▶ _Aim of the task_: Copy everything in the data below exactly except the pictures.

▶ _Given information_:
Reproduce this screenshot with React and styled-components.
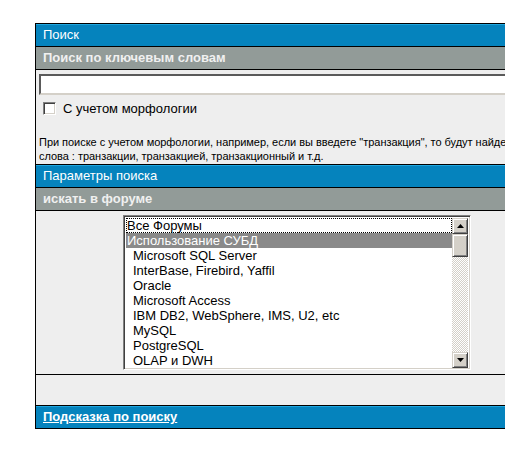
import React from "react";
import styled, { createGlobalStyle } from "styled-components";

const forums = [
  { title: "Все Форумы", focused: true },
  { title: "Использование СУБД", selected: true },
  { title: "Microsoft SQL Server", nested: true },
  { title: "InterBase, Firebird, Yaffil", nested: true },
  { title: "Oracle", nested: true },
  { title: "Microsoft Access", nested: true },
  { title: "IBM DB2, WebSphere, IMS, U2, etc", nested: true },
  { title: "MySQL", nested: true },
  { title: "PostgreSQL", nested: true },
  { title: "OLAP и DWH", nested: true },
];

const GlobalStyle = createGlobalStyle`
  html, body {
    margin: 0;
    padding: 0;
    background: #fff;
    overflow: hidden;
  }
  body {
    font-family: "Liberation Sans", Arial, sans-serif;
  }
`;

const Page = styled.div`
  padding: 23px 0 0 35px;
  width: 600px;
`;

const Panel = styled.div`
  width: 522px;
  background: #000;
  padding: 1px;
  display: flex;
  flex-direction: column;
  gap: 1px;
`;

const BlueRow = styled.div`
  height: 22px;
  line-height: 22px;
  padding-left: 7px;
  background: #0583bd;
  box-shadow: inset 0 1px 0 #1fa6df;
  color: #fff;
  font-size: 13px;
`;

const GreyRow = styled.div`
  height: 22px;
  line-height: 22px;
  padding-left: 7px;
  background: #929b98;
  color: #f0f0f0;
  font-size: 13px;
  font-weight: bold;
`;

const Cell = styled.div`
  background: #eeeeee;
  height: ${(p) => p.height}px;
  box-sizing: border-box;
  padding: ${(p) => p.pad || "0"};
  display: flex;
  flex-direction: column;
  align-items: ${(p) => (p.center ? "center" : "stretch")};
`;

const TextInput = styled.input`
  box-sizing: border-box;
  height: 21px;
  margin: 0 3px;
  width: calc(100% - 6px);
  background: #fff;
  border-style: solid;
  border-width: 2px 1px 2px 2px;
  border-color: #5a5a5a #d4d0c8 #d4d0c8 #5a5a5a;
  outline: none;
  padding: 0 2px;
  font: 13px "Liberation Sans", Arial, sans-serif;
`;

const CheckRow = styled.label`
  display: flex;
  align-items: center;
  gap: 7px;
  margin: 6px 0 0 7px;
  font-size: 13px;
  color: #000;
  height: 14px;
`;

const CheckBox = styled.input`
  appearance: none;
  margin: 0;
  width: 13px;
  height: 13px;
  box-sizing: border-box;
  background: #fff;
  border: 1px solid;
  border-color: #808080 #fff #fff #808080;
  box-shadow: inset 1px 1px 0 #404040, inset -1px -1px 0 #d4d0c8;
`;

const Hint = styled.p`
  margin: 20px 0 0 3px;
  font-size: 11px;
  line-height: 14px;
  letter-spacing: -0.03px;
  color: #000;
  white-space: nowrap;
`;

const ListBox = styled.div`
  width: 348px;
  height: 155px;
  box-sizing: border-box;
  display: flex;
  background: #fff;
  border: 1px solid;
  border-color: #808080 #fff #fff #808080;
  box-shadow: inset 1px 1px 0 #404040, inset -1px -1px 0 #d4d0c8;
  padding: 2px 2px 1px 2px;
`;

const Options = styled.div`
  flex: 1;
  display: flex;
  flex-direction: column;
  overflow: hidden;
`;

const Option = styled.div`
  height: 15px;
  line-height: 15px;
  box-sizing: border-box;
  padding-left: ${(p) => (p.nested ? 7 : 1)}px;
  font-size: 13px;
  white-space: nowrap;
  color: ${(p) => (p.selected ? "#fff" : "#000")};
  background: ${(p) => (p.selected ? "#8a8a8a" : "transparent")};
  outline: ${(p) => (p.focused ? "1px dotted #000" : "none")};
  outline-offset: -1px;
`;

const ScrollBar = styled.div`
  width: 16px;
  display: flex;
  flex-direction: column;
  background: repeating-conic-gradient(#d4d0c8 0 25%, #fff 0 50%) 0 0 / 2px 2px;
`;

const ScrollButton = styled.div`
  width: 16px;
  height: ${(p) => p.size || 16}px;
  box-sizing: border-box;
  background: #d4d0c8;
  border: 1px solid;
  border-color: #d4d0c8 #404040 #404040 #d4d0c8;
  box-shadow: inset 1px 1px 0 #fff, inset -1px -1px 0 #808080;
  display: flex;
  align-items: center;
  justify-content: center;
`;

const Track = styled.div`
  flex: 1;
`;

const FooterLink = styled.a`
  color: #fff;
  font-weight: bold;
  text-decoration: underline;
  cursor: pointer;
`;

const Arrow = ({ down }) => (
  <svg width="7" height="4" viewBox="0 0 7 4">
    <path d={down ? "M0 0H7L3.5 4Z" : "M3.5 0L7 4H0Z"} fill="#000" />
  </svg>
);

const App = () => (
  <Page>
    <GlobalStyle />
    <Panel>
      <BlueRow>Поиск</BlueRow>
      <GreyRow>Поиск по ключевым словам</GreyRow>
      <Cell height={94} pad="4px 0 0 0">
        <TextInput type="text" />
        <CheckRow>
          <CheckBox type="checkbox" />
          С учетом морфологии
        </CheckRow>
        <Hint>
          При поиске с учетом морфологии, например, если вы введете "транзакция", то будут найдены
          <br />
          слова : транзакции, транзакцией, транзакционный и т.д.
        </Hint>
      </Cell>
      <BlueRow>Параметры поиска</BlueRow>
      <GreyRow>искать в форуме</GreyRow>
      <Cell height={163} pad="4px 0 0 0" center>
        <ListBox>
          <Options>
            {forums.map((f) => (
              <Option key={f.title} {...f}>
                {f.title}
              </Option>
            ))}
          </Options>
          <ScrollBar>
            <ScrollButton>
              <Arrow />
            </ScrollButton>
            <ScrollButton size={23} />
            <Track />
            <ScrollButton>
              <Arrow down />
            </ScrollButton>
          </ScrollBar>
        </ListBox>
      </Cell>
      <Cell height={30} />
      <BlueRow>
        <FooterLink>Подсказка по поиску</FooterLink>
      </BlueRow>
    </Panel>
  </Page>
);

export default App;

▶ _Output of the exercise_:
Reproduce this screenshot with React and styled-components.
import React from "react";
import styled, { createGlobalStyle } from "styled-components";

const forums = [
  { title: "Все Форумы", focused: true },
  { title: "Использование СУБД", selected: true },
  { title: "Microsoft SQL Server", nested: true },
  { title: "InterBase, Firebird, Yaffil", nested: true },
  { title: "Oracle", nested: true },
  { title: "Microsoft Access", nested: true },
  { title: "IBM DB2, WebSphere, IMS, U2, etc", nested: true },
  { title: "MySQL", nested: true },
  { title: "PostgreSQL", nested: true },
  { title: "OLAP и DWH", nested: true },
];

const GlobalStyle = createGlobalStyle`
  html, body {
    margin: 0;
    padding: 0;
    background: #fff;
    overflow: hidden;
  }
  body {
    font-family: "Liberation Sans", Arial, sans-serif;
  }
`;

const Page = styled.div`
  padding: 23px 0 0 35px;
  width: 600px;
`;

const Panel = styled.div`
  width: 522px;
  background: #000;
  padding: 1px;
  display: flex;
  flex-direction: column;
  gap: 1px;
`;

const BlueRow = styled.div`
  height: 22px;
  line-height: 22px;
  padding-left: 7px;
  background: #0583bd;
  box-shadow: inset 0 1px 0 #1fa6df;
  color: #fff;
  font-size: 13px;
`;

const GreyRow = styled.div`
  height: 22px;
  line-height: 22px;
  padding-left: 7px;
  background: #929b98;
  color: #f0f0f0;
  font-size: 13px;
  font-weight: bold;
`;

const Cell = styled.div`
  background: #eeeeee;
  height: ${(p) => p.height}px;
  box-sizing: border-box;
  padding: ${(p) => p.pad || "0"};
  display: flex;
  flex-direction: column;
  align-items: ${(p) => (p.center ? "center" : "stretch")};
`;

const TextInput = styled.input`
  box-sizing: border-box;
  height: 21px;
  margin: 0 3px;
  width: calc(100% - 6px);
  background: #fff;
  border-style: solid;
  border-width: 2px 1px 2px 2px;
  border-color: #5a5a5a #d4d0c8 #d4d0c8 #5a5a5a;
  outline: none;
  padding: 0 2px;
  font: 13px "Liberation Sans", Arial, sans-serif;
`;

const CheckRow = styled.label`
  display: flex;
  align-items: center;
  gap: 7px;
  margin: 6px 0 0 7px;
  font-size: 13px;
  color: #000;
  height: 14px;
`;

const CheckBox = styled.input`
  appearance: none;
  margin: 0;
  width: 13px;
  height: 13px;
  box-sizing: border-box;
  background: #fff;
  border: 1px solid;
  border-color: #808080 #fff #fff #808080;
  box-shadow: inset 1px 1px 0 #404040, inset -1px -1px 0 #d4d0c8;
`;

const Hint = styled.p`
  margin: 20px 0 0 3px;
  font-size: 11px;
  line-height: 14px;
  letter-spacing: -0.03px;
  color: #000;
  white-space: nowrap;
`;

const ListBox = styled.div`
  width: 348px;
  height: 155px;
  box-sizing: border-box;
  display: flex;
  background: #fff;
  border: 1px solid;
  border-color: #808080 #fff #fff #808080;
  box-shadow: inset 1px 1px 0 #404040, inset -1px -1px 0 #d4d0c8;
  padding: 2px 2px 1px 2px;
`;

const Options = styled.div`
  flex: 1;
  display: flex;
  flex-direction: column;
  overflow: hidden;
`;

const Option = styled.div`
  height: 15px;
  line-height: 15px;
  box-sizing: border-box;
  padding-left: ${(p) => (p.nested ? 7 : 1)}px;
  font-size: 13px;
  white-space: nowrap;
  color: ${(p) => (p.selected ? "#fff" : "#000")};
  background: ${(p) => (p.selected ? "#8a8a8a" : "transparent")};
  outline: ${(p) => (p.focused ? "1px dotted #000" : "none")};
  outline-offset: -1px;
`;

const ScrollBar = styled.div`
  width: 16px;
  display: flex;
  flex-direction: column;
  background: repeating-conic-gradient(#d4d0c8 0 25%, #fff 0 50%) 0 0 / 2px 2px;
`;

const ScrollButton = styled.div`
  width: 16px;
  height: ${(p) => p.size || 16}px;
  box-sizing: border-box;
  background: #d4d0c8;
  border: 1px solid;
  border-color: #d4d0c8 #404040 #404040 #d4d0c8;
  box-shadow: inset 1px 1px 0 #fff, inset -1px -1px 0 #808080;
  display: flex;
  align-items: center;
  justify-content: center;
`;

const Track = styled.div`
  flex: 1;
`;

const FooterLink = styled.a`
  color: #fff;
  font-weight: bold;
  text-decoration: underline;
  cursor: pointer;
`;

const Arrow = ({ down }) => (
  <svg width="7" height="4" viewBox="0 0 7 4">
    <path d={down ? "M0 0H7L3.5 4Z" : "M3.5 0L7 4H0Z"} fill="#000" />
  </svg>
);

const App = () => (
  <Page>
    <GlobalStyle />
    <Panel>
      <BlueRow>Поиск</BlueRow>
      <GreyRow>Поиск по ключевым словам</GreyRow>
      <Cell height={94} pad="4px 0 0 0">
        <TextInput type="text" />
        <CheckRow>
          <CheckBox type="checkbox" />
          С учетом морфологии
        </CheckRow>
        <Hint>
          При поиске с учетом морфологии, например, если вы введете "транзакция", то будут найдены
          <br />
          слова : транзакции, транзакцией, транзакционный и т.д.
        </Hint>
      </Cell>
      <BlueRow>Параметры поиска</BlueRow>
      <GreyRow>искать в форуме</GreyRow>
      <Cell height={163} pad="4px 0 0 0" center>
        <ListBox>
          <Options>
            {forums.map((f) => (
              <Option key={f.title} {...f}>
                {f.title}
              </Option>
            ))}
          </Options>
          <ScrollBar>
            <ScrollButton>
              <Arrow />
            </ScrollButton>
            <ScrollButton size={23} />
            <Track />
            <ScrollButton>
              <Arrow down />
            </ScrollButton>
          </ScrollBar>
        </ListBox>
      </Cell>
      <Cell height={30} />
      <BlueRow>
        <FooterLink>Подсказка по поиску</FooterLink>
      </BlueRow>
    </Panel>
  </Page>
);

export default App;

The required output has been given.